• _What you will do_: Give the number of lines that contain the string "React", please, and nothing else.

• _Collected data_:

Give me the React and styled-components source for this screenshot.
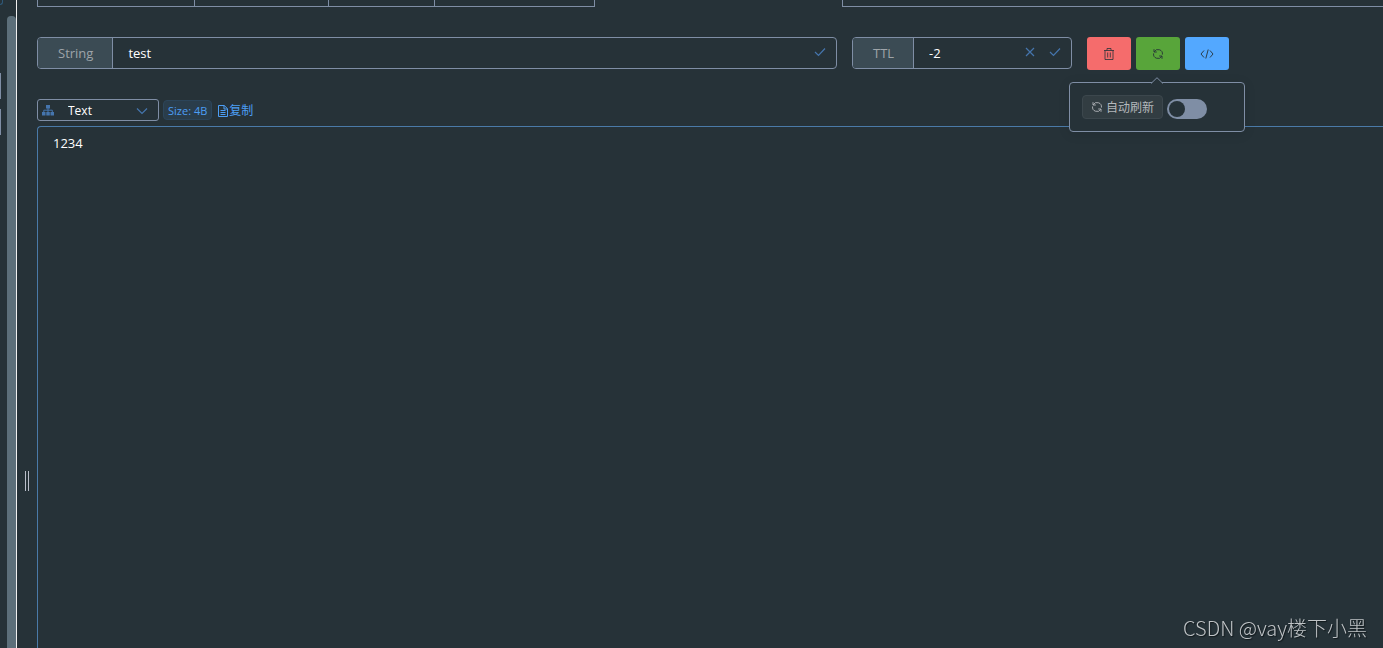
import React, { useState } from "react";
import styled, { createGlobalStyle } from "styled-components";

const GlobalStyle = createGlobalStyle`
  * {
    box-sizing: border-box;
  }

  html,
  body,
  #root {
    height: 100%;
  }

  body {
    margin: 0;
    overflow: hidden;
    background: #263238;
    color: #f3f3f4;
    font-family: "Open Sans", "Noto Sans", "Noto Sans CJK SC", sans-serif;
    font-size: 14px;
  }

  button,
  input,
  select,
  textarea {
    font-family: inherit;
    margin: 0;
  }
`;

const Page = styled.div`
  display: flex;
  height: 100%;
`;

const Sidebar = styled.aside`
  display: flex;
  justify-content: space-between;
  flex: none;
  width: 17px;
  border-right: 1px solid #f0f0f0;
`;

const SidebarEdge = styled.div`
  display: flex;
  flex-direction: column;
  gap: 10px;
  width: 3px;
`;

const EdgeTag = styled.div`
  height: 5px;
  margin-bottom: 58px;
  border: 1px solid #2e5878;
  border-width: 0 1px 1px 0;
  border-bottom-right-radius: 4px;
`;

const EdgeButton = styled.div`
  width: 1px;
  height: 26px;
  background: #7f8ea5;
`;

const ScrollThumb = styled.div`
  width: 9px;
  margin-top: 16px;
  border-radius: 4px 4px 0 0;
  background: #5c6f7a;
`;

const DragHandle = styled.div`
  flex: none;
  align-self: flex-end;
  width: 4px;
  height: 20px;
  margin: 0 8px 157px 8px;
  border: 1px solid #b9bec9;
  border-width: 0 1px;
`;

const Main = styled.main`
  flex: 1;
  min-width: 0;
  display: flex;
  flex-direction: column;
`;

const Tabs = styled.div`
  display: flex;
  height: 7px;
`;

const Tab = styled.div`
  width: ${(props) => props.$width}px;
  border: 1px solid #7f8ea5;
  border-width: 0 1px 1px 0;

  &:first-child {
    border-left-width: 1px;
  }
`;

const TabPanel = styled.div`
  flex: 1;
  margin-left: 247px;
  border: 1px solid #7f8ea5;
  border-width: 0 0 1px 1px;
`;

const KeyHeader = styled.header`
  display: flex;
  align-items: flex-start;
  gap: 15px;
  margin-top: 30px;
  padding-right: 154px;
`;

const InputGroup = styled.div`
  display: flex;
  align-items: center;
  flex: ${(props) => (props.$fixed ? "none" : "1")};
  width: ${(props) => (props.$fixed ? "220px" : "auto")};
  height: 32px;
  border: 1px solid #7f8ea5;
  border-radius: 4px;
  overflow: hidden;
`;

const InputLabel = styled.label`
  display: flex;
  align-items: center;
  height: 100%;
  padding: 0 19px 0 20px;
  border-right: 1px solid #7f8ea5;
  background: #3b4b54;
  color: #9ea4a9;
  font-size: 13px;
`;

const Input = styled.input`
  flex: 1;
  min-width: 0;
  height: 100%;
  padding: 0 15px;
  border: none;
  outline: none;
  background: transparent;
  color: #ffffff;
  font-size: 13px;
`;

const IconButton = styled.button`
  display: flex;
  align-items: center;
  justify-content: center;
  width: 25px;
  height: 30px;
  padding: 0 0 2px;
  border: none;
  background: transparent;
  color: #4575ad;

  &:last-child {
    margin-right: 4px;
  }
`;

const Actions = styled.div`
  display: flex;
  gap: 5px;
`;

const ActionButton = styled.button`
  display: flex;
  align-items: center;
  justify-content: center;
  width: 44px;
  height: 33px;
  padding: 0;
  border: none;
  border-radius: 3px;
  background: ${(props) => props.$color};
  color: #263238;
`;

const RefreshWrap = styled.div`
  position: relative;
`;

const Popover = styled.div`
  position: absolute;
  z-index: 2;
  top: 45px;
  left: -67px;
  display: flex;
  align-items: flex-start;
  gap: 4px;
  width: 176px;
  height: 50px;
  padding: 12px;
  border: 1px solid #7f8ea5;
  border-radius: 4px;
  background: #263238;
  box-shadow: 0 2px 12px rgba(0, 0, 0, 0.1);
`;

const Arrow = styled.svg`
  position: absolute;
  top: -6px;
  left: 81px;
`;

const RefreshTag = styled.label`
  display: flex;
  align-items: center;
  gap: 3px;
  height: 24px;
  padding: 0 8px;
  border: 1px solid #3c474d;
  border-radius: 4px;
  background: #323d42;
  color: #b4b8bc;
  font-size: 12px;
  white-space: nowrap;
`;

const Switch = styled.input`
  appearance: none;
  width: 40px;
  height: 20px;
  margin-top: 4px;
  border-radius: 10px;
  background: #7f8ea5;

  &::before {
    content: "";
    display: block;
    width: 16px;
    height: 16px;
    margin: 2px;
    border-radius: 50%;
    background: #263238;
  }

  &:checked::before {
    margin-left: 22px;
  }
`;

const FormatBar = styled.div`
  display: flex;
  align-items: center;
  gap: 4px;
  height: 22px;
  margin-top: 29px;
`;

const SelectBox = styled.div`
  display: flex;
  align-items: center;
  width: 122px;
  height: 22px;
  padding: 0 10px 0 4px;
  border: 1px solid #7f8ea5;
  border-radius: 3px;
  color: #4575ad;
`;

const Select = styled.select`
  flex: 1;
  appearance: none;
  padding: 0 0 0 14px;
  border: none;
  outline: none;
  background: transparent;
  color: #ffffff;
  font-size: 12px;
`;

const SizeTag = styled.span`
  height: 20px;
  padding: 0 4px;
  border: 1px solid #2c455a;
  border-radius: 4px;
  background: #2a3d4b;
  color: #4c9ef5;
  font-size: 11px;
  line-height: 19px;
`;

const CopyLink = styled.a`
  display: flex;
  align-items: center;
  gap: 1px;
  padding: 2px 0 0 2px;
  color: #4c9ef5;
  font-size: 12px;
  line-height: 20px;
  text-decoration: none;
`;

const ValueBox = styled.textarea`
  flex: 1;
  display: block;
  margin-top: 5px;
  padding: 6px 15px;
  border: 1px solid #4a7aa8;
  border-width: 1px 0 0 1px;
  border-top-left-radius: 4px;
  outline: none;
  resize: none;
  background: transparent;
  color: #ffffff;
  font-size: 13px;
  line-height: 20px;
`;

const Watermark = styled.div`
  position: fixed;
  right: 16px;
  bottom: 6px;
  color: #bfc3c6;
  font-family: "Noto Sans CJK SC", sans-serif;
  font-size: 20px;
  font-weight: 300;
  line-height: 28px;
  text-shadow: 1px 1px 1px #11181b;
`;

const CheckIcon = () => (
  <svg width="12" height="10" viewBox="0 0 12 10" fill="none" stroke="currentColor" strokeWidth="1.2">
    <path d="M1 5l3.5 3.5L11 1.5" />
  </svg>
);

const CloseIcon = () => (
  <svg width="10" height="10" viewBox="0 0 10 10" fill="none" stroke="currentColor" strokeWidth="1.2">
    <path d="M1 1l8 8M9 1L1 9" />
  </svg>
);

const TrashIcon = () => (
  <svg width="12" height="12" viewBox="0 0 12 12" fill="none" stroke="currentColor" strokeWidth="0.8">
    <path d="M1 2.5h10M4 2.5v-2h4v2M2 2.5v9h8v-9M4.7 4.5v5M7.3 4.5v5" />
  </svg>
);

const RefreshIcon = () => (
  <svg width="12" height="12" viewBox="0 0 12 12" fill="none" stroke="currentColor" strokeWidth="0.9">
    <path d="M2.2 3.8A4.4 4.4 0 0 1 10.4 6.6M9.8 8.2A4.4 4.4 0 0 1 1.6 5.4" />
    <path d="M2 1.2V4h2.8M10 10.8V8H7.2" />
  </svg>
);

const CodeIcon = () => (
  <svg width="14" height="12" viewBox="0 0 14 12" fill="none" stroke="currentColor" strokeWidth="0.9">
    <path d="M4 2.5L1 6l3 3.5M10 2.5L13 6l-3 3.5M8.2 1.5l-2.4 9" />
  </svg>
);

const SitemapIcon = () => (
  <svg width="12" height="11" viewBox="0 0 12 11" fill="currentColor">
    <path d="M4 0h4v3.5H4zM0 7h3.5v3.5H0zM4.3 7h3.5v3.5H4.3zM8.5 7H12v3.5H8.5z" />
    <path d="M6 3v4M1.8 7V5.2h8.5V7" fill="none" stroke="currentColor" />
  </svg>
);

const ArrowDownIcon = () => (
  <svg width="12" height="10" viewBox="0 0 12 10" fill="none" stroke="currentColor" strokeWidth="1.2">
    <path d="M1 3.5l5 5 5-5" />
  </svg>
);

const FileIcon = () => (
  <svg width="10" height="12" viewBox="0 0 10 12" fill="none" stroke="currentColor">
    <path d="M.5.5h5.7l3.3 3.2v7.8h-9zM6 .5V4h3.5M2.5 5.5h5M2.5 7.5h5M2.5 9.5h5" />
  </svg>
);

function App() {
  const [name, setName] = useState("test");
  const [ttl, setTtl] = useState("-2");
  const [value, setValue] = useState("1234");
  const [autoRefresh, setAutoRefresh] = useState(false);

  return (
    <>
      <GlobalStyle />
      <Page>
        <Sidebar>
          <SidebarEdge>
            <EdgeTag />
            <EdgeButton />
            <EdgeButton />
          </SidebarEdge>
          <ScrollThumb />
        </Sidebar>
        <DragHandle />
        <Main>
          <Tabs>
            <Tab $width={158} />
            <Tab $width={134} />
            <Tab $width={106} />
            <Tab $width={160} />
            <TabPanel />
          </Tabs>
          <KeyHeader>
            <InputGroup>
              <InputLabel htmlFor="key-name">String</InputLabel>
              <Input id="key-name" value={name} onChange={(e) => setName(e.target.value)} />
              <IconButton aria-label="Rename">
                <CheckIcon />
              </IconButton>
            </InputGroup>
            <InputGroup $fixed>
              <InputLabel htmlFor="key-ttl">TTL</InputLabel>
              <Input id="key-ttl" value={ttl} onChange={(e) => setTtl(e.target.value)} />
              <IconButton aria-label="Clear TTL" onClick={() => setTtl("-1")}>
                <CloseIcon />
              </IconButton>
              <IconButton aria-label="Save TTL">
                <CheckIcon />
              </IconButton>
            </InputGroup>
            <Actions>
              <ActionButton $color="#f56c6c" aria-label="Delete">
                <TrashIcon />
              </ActionButton>
              <RefreshWrap>
                <ActionButton $color="#58a53a" aria-label="Refresh">
                  <RefreshIcon />
                </ActionButton>
                <Popover>
                  <Arrow width="12" height="7" viewBox="0 0 12 7">
                    <path d="M0 6.5L6 .7l6 5.8" fill="#263238" stroke="#7f8ea5" />
                  </Arrow>
                  <RefreshTag htmlFor="auto-refresh">
                    <RefreshIcon />
                    自动刷新
                  </RefreshTag>
                  <Switch
                    id="auto-refresh"
                    type="checkbox"
                    checked={autoRefresh}
                    onChange={(e) => setAutoRefresh(e.target.checked)}
                  />
                </Popover>
              </RefreshWrap>
              <ActionButton $color="#53a8ff" aria-label="Code">
                <CodeIcon />
              </ActionButton>
            </Actions>
          </KeyHeader>
          <FormatBar>
            <SelectBox>
              <SitemapIcon />
              <Select aria-label="Format" defaultValue="Text">
                <option>Text</option>
                <option>Hex</option>
                <option>Json</option>
              </Select>
              <ArrowDownIcon />
            </SelectBox>
            <SizeTag>Size: 4B</SizeTag>
            <CopyLink href="#copy">
              <FileIcon />
              复制
            </CopyLink>
          </FormatBar>
          <ValueBox aria-label="Value" value={value} onChange={(e) => setValue(e.target.value)} />
        </Main>
      </Page>
      <Watermark>CSDN @vay楼下小黑</Watermark>
    </>
  );
}

export default App;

• _Task response_: 2